Schil de komkommer, snijd hem in de lengte doormidden en verwijder de zaadjes met een koffielepel.
Snijd hem dan in fijne schijfjes en laat die, onder regelmatig mengen, 1 uur in 1 eetlepel zout marineren.
Schil de asperges, kook ze in gezouten water gaar (groene asperges ± 6, witte ± 18 minuten), houd de topjes apart en snijd de steeltjes in lange reepjes.
Maak de boontjes schoon en kook ze in kokend gezouten water gaar.
Snijd de uien in fijne schijfjes, laat die even in boter zweten en dan uitlekken.

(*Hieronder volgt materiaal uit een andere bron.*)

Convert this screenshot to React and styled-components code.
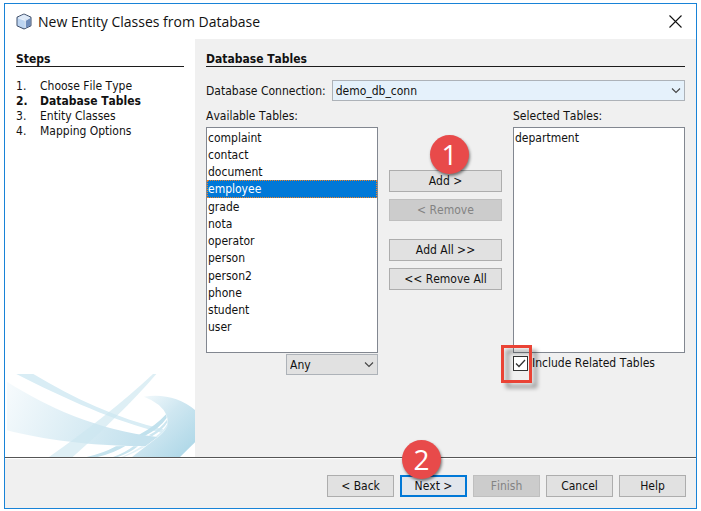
import React, { useState } from "react";
import styled, { createGlobalStyle, css } from "styled-components";

const GlobalStyle = createGlobalStyle`
  *, *::before, *::after { box-sizing: border-box; }
  body { margin: 0; background: #fff; }
  body, button, select, input {
    font-family: "DejaVu Sans Condensed", "DejaVu Sans", sans-serif;
    font-size: 12px;
    font-kerning: none;
    color: #111;
  }
`;

const Page = styled.div`
  min-height: 100vh;
  padding: 3px 4px 2px;
  display: flex;
`;

const Dialog = styled.section`
  flex: 1;
  display: flex;
  flex-direction: column;
  border: 1px solid #1883d7;
  background: #f0f0f0;
`;

const TitleBar = styled.header`
  display: flex;
  align-items: center;
  height: 35px;
  padding: 0 14px 0 11px;
  background: #fff;
`;

const Title = styled.h1`
  flex: 1;
  margin: 0 0 0 6px;
  font: 400 14px/20px "Open Sans", sans-serif;
  color: #111;
`;

const CloseButton = styled.button`
  display: flex;
  padding: 0;
  border: 0;
  background: none;
`;

const Body = styled.div`
  flex: 1;
  display: grid;
  grid-template-columns: 190px 1fr;
`;

const Sidebar = styled.nav`
  display: flex;
  flex-direction: column;
  justify-content: space-between;
  background: #fff;
`;

const StepsBlock = styled.div`
  padding: 13px 11px 0;
`;

const Heading = styled.h2`
  margin: 0;
  border-bottom: 1px solid #1c1c1c;
  font-size: 12px;
  line-height: 14px;
  font-weight: 700;
`;

const StepList = styled.ol`
  list-style: none;
  margin: 0;
  padding: 12px 0 0;
`;

const Step = styled.li`
  display: grid;
  grid-template-columns: 24px 1fr;
  line-height: 15px;
  font-weight: ${(p) => (p.$current ? 700 : 400)};
`;

const Art = styled.svg`
  display: block;
  width: calc(100% - 2px);
  margin-left: 2px;
`;

const Main = styled.main`
  padding: 13px 11px 0;
`;

const ConnectionRow = styled.div`
  display: flex;
  align-items: center;
  gap: 6px;
  padding-top: 13px;
`;

const SelectBox = styled.div`
  position: relative;
  display: flex;
  flex: ${(p) => (p.$wide ? "1" : "none")};
  width: ${(p) => (p.$wide ? "auto" : "92px")};

  svg {
    position: absolute;
    right: 4px;
    top: 7px;
    pointer-events: none;
  }
`;

const Select = styled.select`
  appearance: none;
  width: 100%;
  height: 21px;
  padding: 0 20px 0 3px;
  border: 1px solid #adb2b8;
  border-radius: 0;
  background: ${(p) => (p.$active ? "#e5f1fb" : "#e1e1e1")};
`;

const Columns = styled.div`
  display: grid;
  grid-template-columns: 1fr 113px 1fr;
  column-gap: 11px;
  padding-top: 8px;
`;

const Column = styled.div`
  display: flex;
  flex-direction: column;
`;

const ListLabel = styled.label`
  line-height: 15px;
  padding-bottom: 3px;
`;

const ListBox = styled.select`
  width: 100%;
  height: 226px;
  padding: 1px 0;
  border: 1px solid #828790;
  border-radius: 0;
  outline: 0;
  background: #fff;
  overflow: hidden;

  option {
    min-height: 17px;
    padding: 2px 0 0 1px;
    color: #111;
  }
  option:nth-child(4n) {
    min-height: 18px;
  }
  option:checked {
    background: #0078d7 linear-gradient(#0078d7, #0078d7);
    color: #fff;
    outline: 1px dotted #f58220;
    outline-offset: -1px;
  }
`;

const UnderList = styled.div`
  display: flex;
  justify-content: ${(p) => (p.$end ? "flex-end" : "flex-start")};
  padding-top: 1px;
`;

const Transfer = styled.div`
  display: flex;
  flex-direction: column;
  gap: 18px;
  padding-top: 61px;
`;

const ButtonPair = styled.div`
  display: flex;
  flex-direction: column;
  gap: 7px;
`;

const Anchor = styled.div`
  position: relative;
  display: flex;
`;

const Button = styled.button`
  width: ${(p) => (p.$fill ? "100%" : "67px")};
  height: 22px;
  padding: 0;
  border: 1px solid #adadad;
  background: #e1e1e1;

  &:disabled {
    border-color: #bfbfbf;
    background: #ccc;
    color: #838383;
  }
  ${(p) =>
    p.$primary &&
    css`
      border: 2px solid #0078d7;
      background: #e1e6ec;
    `}
`;

const Badge = styled.span`
  position: absolute;
  left: ${(p) => p.$x}px;
  bottom: 18px;
  width: 39px;
  height: 39px;
  border-radius: 50%;
  background: #e84a4a;
  box-shadow: 1px 2px 3px rgba(0, 0, 0, 0.5);
  color: #fff;
  font: 400 28px/38px "Open Sans", sans-serif;
  text-align: center;
  pointer-events: none;
`;

const CheckLabel = styled.label`
  position: relative;
  display: flex;
  align-items: center;
  gap: 4px;
  padding-top: 2px;
  line-height: 15px;
  white-space: nowrap;
`;

const CheckBox = styled.input`
  appearance: none;
  width: 15px;
  height: 15px;
  margin: 0;
  border: 1px solid #333;
  background: #fff;

  &:not(:checked) + svg { display: none; }
`;

const CheckMark = styled.svg`
  position: absolute;
  left: 2px;
  bottom: 2px;
  pointer-events: none;
`;

const Highlight = styled.span`
  position: absolute;
  left: -12px;
  top: -9px;
  width: 31px;
  height: 38px;
  border: 3px solid #ea4335;
  filter: drop-shadow(5px 5px 2px rgba(0, 0, 0, 0.4));
  pointer-events: none;
`;

const Footer = styled.footer`
  display: flex;
  justify-content: flex-end;
  gap: 6px;
  padding: 17px 10px 11px;
  border-top: 1px solid #555;
  box-shadow: inset 0 1px #fff;
`;

const Chevron = () => (
  <svg width="10" height="7" viewBox="0 0 10 7" fill="none" stroke="#444" strokeWidth="1.1">
    <path d="M1 1.5 5 5.5 9 1.5" />
  </svg>
);

const CubeIcon = () => (
  <svg width="16" height="17" viewBox="0 0 16 17">
    <path d="M8 1 15 4.2v8.6L8 16 1 12.8V4.2Z" fill="#a9c3e6" stroke="#3d4c66" strokeLinejoin="round" />
    <path d="M8 1.6 14.2 4.5 8 7.4 1.8 4.5Z" fill="#dfeaf8" />
    <path d="M1.8 5 9 7.8v7.4l-7.2-2.7Z" fill="#bdd5f1" />
    <path d="M9.6 7.8 14.2 5v7.5l-4.6 2.7Z" fill="#6f8dbb" />
    <path d="M2 4.9 9.3 7.6l4.7-2.8M9.3 7.6v7.4" fill="none" stroke="#f2f7fd" strokeWidth=".8" />
  </svg>
);

const RibbonArt = () => (
  <Art viewBox="21 102 564 249" aria-hidden="true">
    <defs>
      <linearGradient id="sweep" x1="0" y1="0" x2="1" y2="0.2">
        <stop offset="0" stopColor="#f7fbfd" />
        <stop offset="1" stopColor="#c5e2ee" />
      </linearGradient>
      <linearGradient id="curl" x1="0" y1="0" x2="1" y2="1">
        <stop offset="0" stopColor="#fafdfe" />
        <stop offset="0.45" stopColor="#cfe7f1" />
        <stop offset="1" stopColor="#a9d5e6" />
      </linearGradient>
    </defs>
    <path d="M21 125C140 200 290 270 473 291L437 318C290 320 130 300 21 271Z" fill="url(#sweep)" />
    <path d="M49 102H100C220 174 350 235 490 268L484 278C350 246 190 174 49 102Z" fill="#d9edf5" />
    <path d="M459 102H469C395 188 310 270 218 351H147C260 272 370 185 459 102Z" fill="#cde6f0" fillOpacity=".65" />
    <path d="M432 170Q520 157 585 210V307L540 351H396L474 291Q512 264 500 226Q485 190 432 170Z" fill="url(#curl)" />
    <path d="M499 222Q464 260 417 284L435 287Q478 266 500 234Z" fill="#c1e1ed" />
    <path d="M501 239Q482 267 446 286L456 289Q491 268 502 247Z" fill="#cde7f1" />
    <path d="M502 252Q490 274 466 290L474 291Q498 271 503 258Z" fill="#d8edf5" />
    <path d="M348 319 376 318Q340 340 293 351H260Q310 340 348 319Z" fill="#c5e3ee" />
    <path d="M400 319H414Q388 340 353 351H339Q376 338 400 319Z" fill="#c9e5ef" />
    <path d="M424 319H437Q404 339 373 351H365Q402 335 424 319Z" fill="#e2f1f7" />
  </Art>
);

const steps = ["Choose File Type", "Database Tables", "Entity Classes", "Mapping Options"];
const tables = [
  "complaint", "contact", "document", "employee", "grade", "nota",
  "operator", "person", "person2", "phone", "student", "user",
];

export default function App() {
  const [available, setAvailable] = useState(["employee"]);
  const [related, setRelated] = useState(true);

  return (
    <Page>
      <GlobalStyle />
      <Dialog role="dialog" aria-labelledby="dialog-title">
        <TitleBar>
          <CubeIcon />
          <Title id="dialog-title">New Entity Classes from Database</Title>
          <CloseButton type="button" aria-label="Close">
            <svg width="13" height="13" viewBox="0 0 13 13" stroke="#111" strokeWidth="1.1">
              <path d="M.5.5l12 12M12.5.5l-12 12" />
            </svg>
          </CloseButton>
        </TitleBar>
        <Body>
          <Sidebar>
            <StepsBlock>
              <Heading>Steps</Heading>
              <StepList>
                {steps.map((name, i) => (
                  <Step key={name} $current={i === 1}>
                    <span>{i + 1}.</span>
                    <span>{name}</span>
                  </Step>
                ))}
              </StepList>
            </StepsBlock>
            <RibbonArt />
          </Sidebar>
          <Main>
            <Heading>Database Tables</Heading>
            <ConnectionRow>
              <label htmlFor="connection">Database Connection:</label>
              <SelectBox $wide>
                <Select id="connection" $active>
                  <option>demo_db_conn</option>
                </Select>
                <Chevron />
              </SelectBox>
            </ConnectionRow>
            <Columns>
              <Column>
                <ListLabel htmlFor="available">Available Tables:</ListLabel>
                <ListBox
                  id="available"
                  multiple
                  value={available}
                  onChange={(e) => setAvailable(Array.from(e.target.selectedOptions, (o) => o.value))}
                >
                  {tables.map((t) => (
                    <option key={t}>{t}</option>
                  ))}
                </ListBox>
                <UnderList $end>
                  <SelectBox>
                    <Select aria-label="Table filter">
                      <option>Any</option>
                    </Select>
                    <Chevron />
                  </SelectBox>
                </UnderList>
              </Column>
              <Transfer>
                <ButtonPair>
                  <Anchor>
                    <Button type="button" $fill>Add &gt;</Button>
                    <Badge $x={41}>1</Badge>
                  </Anchor>
                  <Button type="button" $fill disabled>&lt; Remove</Button>
                </ButtonPair>
                <ButtonPair>
                  <Button type="button" $fill>Add All &gt;&gt;</Button>
                  <Button type="button" $fill>&lt;&lt; Remove All</Button>
                </ButtonPair>
              </Transfer>
              <Column>
                <ListLabel htmlFor="selected">Selected Tables:</ListLabel>
                <ListBox id="selected" multiple>
                  <option>department</option>
                </ListBox>
                <UnderList>
                  <CheckLabel>
                    <CheckBox type="checkbox" checked={related} onChange={(e) => setRelated(e.target.checked)} />
                    <CheckMark width="11" height="11" viewBox="0 0 11 11" fill="none" stroke="#333" strokeWidth="1.3">
                      <path d="M1 5.5 4 8.5 10 2" />
                    </CheckMark>
                    <span>Include Related Tables</span>
                    <Highlight />
                  </CheckLabel>
                </UnderList>
              </Column>
            </Columns>
          </Main>
        </Body>
        <Footer>
          <Button type="button">&lt; Back</Button>
          <Anchor>
            <Button type="button" $primary>Next &gt;</Button>
            <Badge $x={2}>2</Badge>
          </Anchor>
          <Button type="button" disabled>Finish</Button>
          <Button type="button">Cancel</Button>
          <Button type="button">Help</Button>
        </Footer>
      </Dialog>
    </Page>
  );
}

Verwijder met een scherp mesje de blaadjes van de artisjokken, snijd het hooi weg en bestrijk de bodems met citroensap.
Roer een blanc (= een papje) van de bloem en de azijn.
Breng in een diep pannetje water aan de kook (de blanc kookt makkelijk over) en roer er de blanc door.
Kook de artisjokbodems hierin gaar.
Spoel ze af, laat ze uitlekken en snijd ze in juliënne.
Snijd het spek in blokjes, blancheer die, spoel ze koud en dep ze droog.
Bak ze dan in een klontje boter krokant en laat ze uitlekken.
Schil de paprika, snijd hem in fijne reepjes en kook die beetgaar.
Maak de veldsla, de rode sla en de krulandijvie schoon en droog ze.
Scheur de sla en de andijvie grof.
Doe het spek en de uiringen in een slakom en voeg er de mosterd, het citroensap en de dragon- en frambozenazijn aan toe.
Meng alle ingrediënten door elkaar, werk de vinaigrette op met de hazelnoot- en walnootolie en kruid met peper en zout.
Leg de slasoorten hierop, schik er vervolgens de gespoelde komkommermaantjes, de artisjokjuliënne, de schijfjes radijs, de aspergereepjes, de rode paprika en de tomaten op en meng alles luchtig met de vinaigrette.